### [Provided data]
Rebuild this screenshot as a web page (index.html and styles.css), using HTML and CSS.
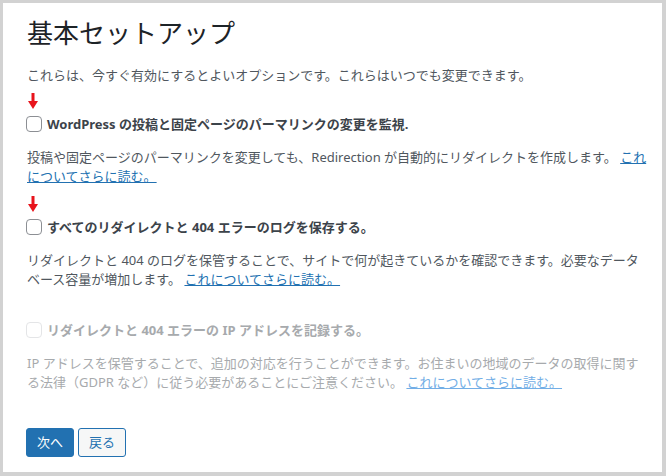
FILE: index.html
```html
<!DOCTYPE html>
<html lang="ja">
<head>
<meta charset="utf-8">
<link rel="stylesheet" href="styles.css">
</head>
<body>
<div class="frame">
  <h1 class="title">基本セットアップ</h1>
  <p class="intro">これらは、今すぐ有効にするとよいオプションです。これらはいつでも変更できます。</p>

  <div class="option first">
    <div class="arrow"><svg width="10" height="16" viewBox="0 0 10 16"><rect x="3.5" y="0" width="3" height="9" fill="#e8141c"/><polygon points="0,8 10,8 5,16" fill="#e8141c"/></svg></div>
    <label class="row"><span class="box"></span><span class="label">WordPress の投稿と固定ページのパーマリンクの変更を監視.</span></label>
    <p class="desc">投稿や固定ページのパーマリンクを変更しても、Redirection が自動的にリダイレクトを作成します。 <a href="#" class="link">これについてさらに読む。</a></p>
  </div>

  <div class="option">
    <div class="arrow"><svg width="10" height="16" viewBox="0 0 10 16"><rect x="3.5" y="0" width="3" height="9" fill="#e8141c"/><polygon points="0,8 10,8 5,16" fill="#e8141c"/></svg></div>
    <label class="row"><span class="box"></span><span class="label">すべてのリダイレクトと 404 エラーのログを保存する。</span></label>
    <p class="desc">リダイレクトと 404 のログを保管することで、サイトで何が起きているかを確認できます。必要なデータベース容量が増加します。 <a href="#" class="link">これについてさらに読む。</a></p>
  </div>

  <div class="option disabled">
    <div class="arrow"></div>
    <label class="row"><span class="box"></span><span class="label">リダイレクトと 404 エラーの IP アドレスを記録する。</span></label>
    <p class="desc narrow">IP アドレスを保管することで、追加の対応を行うことができます。お住まいの地域のデータの取得に関する法律（GDPR など）に従う必要があることにご注意ください。 <a href="#" class="link">これについてさらに読む。</a></p>
  </div>

  <div class="actions">
    <button class="btn primary">次へ</button>
    <button class="btn secondary">戻る</button>
  </div>
</div>
</body>
</html>
```
FILE: styles.css
```css
html, body {
  margin: 0;
  padding: 0;
  background: #d2d2d2;
}
body {
  font-family: "Noto Sans", "Noto Sans CJK JP", sans-serif;
  font-size: 13px;
  color: #50575e;
}
.frame {
  box-sizing: border-box;
  width: 666px;
  height: 476px;
  border: 3px solid #d2d2d2;
  border-right-width: 4px;
  border-bottom-width: 4px;
  background: #fff;
  padding: 13px 15px 0 24px;
}
.title {
  margin: 0;
  font-size: 26px;
  line-height: 34px;
  font-weight: 400;
  color: #1d2327;
}
.intro {
  margin: 16px 0 0;
  line-height: 19.5px;
}
.option {
  margin-top: 9px;
}
.option.first {
  margin-top: 7px;
}
.arrow {
  height: 16px;
  margin-bottom: 5px;
  padding-left: 1px;
}
.arrow svg {
  display: block;
}
.row {
  display: flex;
  align-items: center;
  height: 20px;
}
.box {
  box-sizing: border-box;
  width: 16px;
  height: 16px;
  margin-left: -1px;
  margin-right: 5px;
  border: 1px solid #8c8f94;
  border-radius: 4px;
  background: #fff;
  flex: none;
}
.label {
  font-weight: 700;
  color: #3c434a;
}
.desc {
  margin: 14px 0 0;
  line-height: 19.5px;
}
.desc.narrow {
  margin-right: 8px;
}
.link {
  color: #2271b1;
  text-decoration: underline;
}
.disabled .box {
  border-color: #e4e5e7;
}
.disabled .label {
  color: #a7aaad;
}
.disabled .desc {
  color: #a7aaad;
}
.disabled .link {
  color: #72aee6;
}
.actions {
  display: flex;
  gap: 4px;
  margin-top: 35px;
  margin-left: -1px;
}
.btn {
  box-sizing: border-box;
  height: 29px;
  padding: 0 10px;
  border-radius: 3px;
  font-family: "Noto Sans", "Noto Sans CJK JP", sans-serif;
  font-size: 13px;
  line-height: 27px;
  border: 1px solid #2271b1;
  cursor: pointer;
}
.primary {
  background: #2271b1;
  color: #fff;
}
.secondary {
  background: #f6f7f7;
  color: #2271b1;
}
```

### [Your instructions]
Repeat the material above verbatim, with no pictures in the output.

### [Problem solution]
Rebuild this screenshot as a web page (index.html and styles.css), using HTML and CSS.
FILE: index.html
```html
<!DOCTYPE html>
<html lang="ja">
<head>
<meta charset="utf-8">
<link rel="stylesheet" href="styles.css">
</head>
<body>
<div class="frame">
  <h1 class="title">基本セットアップ</h1>
  <p class="intro">これらは、今すぐ有効にするとよいオプションです。これらはいつでも変更できます。</p>

  <div class="option first">
    <div class="arrow"><svg width="10" height="16" viewBox="0 0 10 16"><rect x="3.5" y="0" width="3" height="9" fill="#e8141c"/><polygon points="0,8 10,8 5,16" fill="#e8141c"/></svg></div>
    <label class="row"><span class="box"></span><span class="label">WordPress の投稿と固定ページのパーマリンクの変更を監視.</span></label>
    <p class="desc">投稿や固定ページのパーマリンクを変更しても、Redirection が自動的にリダイレクトを作成します。 <a href="#" class="link">これについてさらに読む。</a></p>
  </div>

  <div class="option">
    <div class="arrow"><svg width="10" height="16" viewBox="0 0 10 16"><rect x="3.5" y="0" width="3" height="9" fill="#e8141c"/><polygon points="0,8 10,8 5,16" fill="#e8141c"/></svg></div>
    <label class="row"><span class="box"></span><span class="label">すべてのリダイレクトと 404 エラーのログを保存する。</span></label>
    <p class="desc">リダイレクトと 404 のログを保管することで、サイトで何が起きているかを確認できます。必要なデータベース容量が増加します。 <a href="#" class="link">これについてさらに読む。</a></p>
  </div>

  <div class="option disabled">
    <div class="arrow"></div>
    <label class="row"><span class="box"></span><span class="label">リダイレクトと 404 エラーの IP アドレスを記録する。</span></label>
    <p class="desc narrow">IP アドレスを保管することで、追加の対応を行うことができます。お住まいの地域のデータの取得に関する法律（GDPR など）に従う必要があることにご注意ください。 <a href="#" class="link">これについてさらに読む。</a></p>
  </div>

  <div class="actions">
    <button class="btn primary">次へ</button>
    <button class="btn secondary">戻る</button>
  </div>
</div>
</body>
</html>
```
FILE: styles.css
```css
html, body {
  margin: 0;
  padding: 0;
  background: #d2d2d2;
}
body {
  font-family: "Noto Sans", "Noto Sans CJK JP", sans-serif;
  font-size: 13px;
  color: #50575e;
}
.frame {
  box-sizing: border-box;
  width: 666px;
  height: 476px;
  border: 3px solid #d2d2d2;
  border-right-width: 4px;
  border-bottom-width: 4px;
  background: #fff;
  padding: 13px 15px 0 24px;
}
.title {
  margin: 0;
  font-size: 26px;
  line-height: 34px;
  font-weight: 400;
  color: #1d2327;
}
.intro {
  margin: 16px 0 0;
  line-height: 19.5px;
}
.option {
  margin-top: 9px;
}
.option.first {
  margin-top: 7px;
}
.arrow {
  height: 16px;
  margin-bottom: 5px;
  padding-left: 1px;
}
.arrow svg {
  display: block;
}
.row {
  display: flex;
  align-items: center;
  height: 20px;
}
.box {
  box-sizing: border-box;
  width: 16px;
  height: 16px;
  margin-left: -1px;
  margin-right: 5px;
  border: 1px solid #8c8f94;
  border-radius: 4px;
  background: #fff;
  flex: none;
}
.label {
  font-weight: 700;
  color: #3c434a;
}
.desc {
  margin: 14px 0 0;
  line-height: 19.5px;
}
.desc.narrow {
  margin-right: 8px;
}
.link {
  color: #2271b1;
  text-decoration: underline;
}
.disabled .box {
  border-color: #e4e5e7;
}
.disabled .label {
  color: #a7aaad;
}
.disabled .desc {
  color: #a7aaad;
}
.disabled .link {
  color: #72aee6;
}
.actions {
  display: flex;
  gap: 4px;
  margin-top: 35px;
  margin-left: -1px;
}
.btn {
  box-sizing: border-box;
  height: 29px;
  padding: 0 10px;
  border-radius: 3px;
  font-family: "Noto Sans", "Noto Sans CJK JP", sans-serif;
  font-size: 13px;
  line-height: 27px;
  border: 1px solid #2271b1;
  cursor: pointer;
}
.primary {
  background: #2271b1;
  color: #fff;
}
.secondary {
  background: #f6f7f7;
  color: #2271b1;
}
```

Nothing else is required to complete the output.